March 26, 1996|From Associated Press

CHIMAY, Belgium — Wanted: brewmaster. Position offers: job security, spiritual peace and unlimited access to some of the world's greatest beers. Only candidates prepared to vow lifetime celibacy need apply.

Father Thomas, a sprightly 66, is last in a line of brewer monks who have made strong Chimay ales here since 1862.

"It's a great job, we really should be able to attract some youngsters," says Father Thomas, the very picture of a merry monk with rosy cheeks, balding crown and spreading waistline.

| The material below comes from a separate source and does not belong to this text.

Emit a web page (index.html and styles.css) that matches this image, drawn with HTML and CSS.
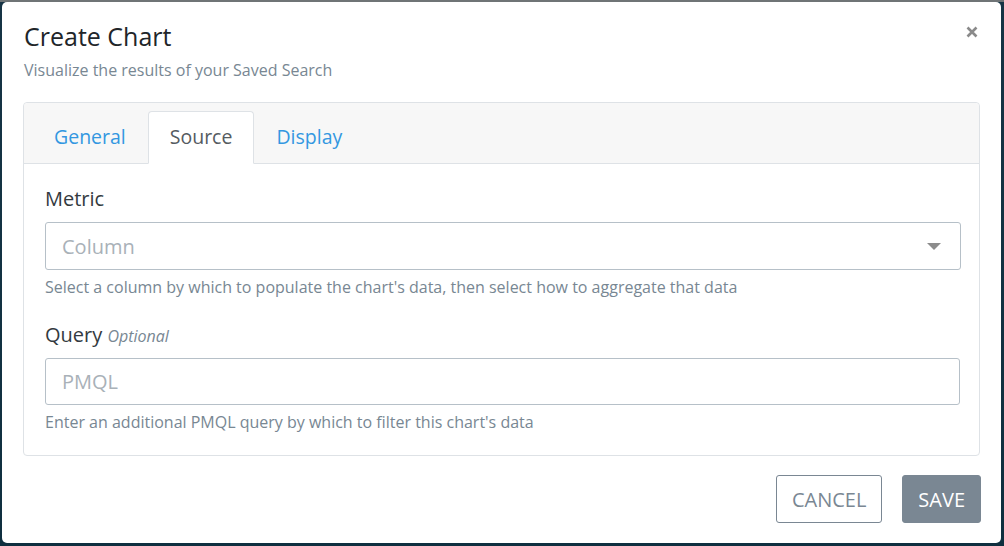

The abbey beer business is thriving, selling around Europe, in North America and Australia. But attracting recruits to the monastic life is not easy. There are only 21 monks left in an abbey built to house dozens.

Most are elderly and only Father Thomas is still actively involved in the brewing process, supervising local lay workers.

Although he confesses to an occasional tipple, Father Thomas can only rarely indulge. "I'm diabetic, I can hardly drink it," he says with a wistful smile. "The abbot put me in charge of the brewery because he knows I won't drink too much."

Chimay is one of six Trappist monasteries still making beer. Five are in Belgium and the other is over the border in the Netherlands. Chimay is a relative newcomer, opening in 1850.

Today the brewery is ultra-modern--huge steel kettles have replaced the burnished copper of old, and a computer system Father Thomas calls "the brain" regulates the brewing process.

"We make a hand-crafted beer, but we make it scientifically," says Father Thomas.

Brewing is more than a tradition for the monks; profits from the business are used for the upkeep of the monastery and missions it runs in Africa.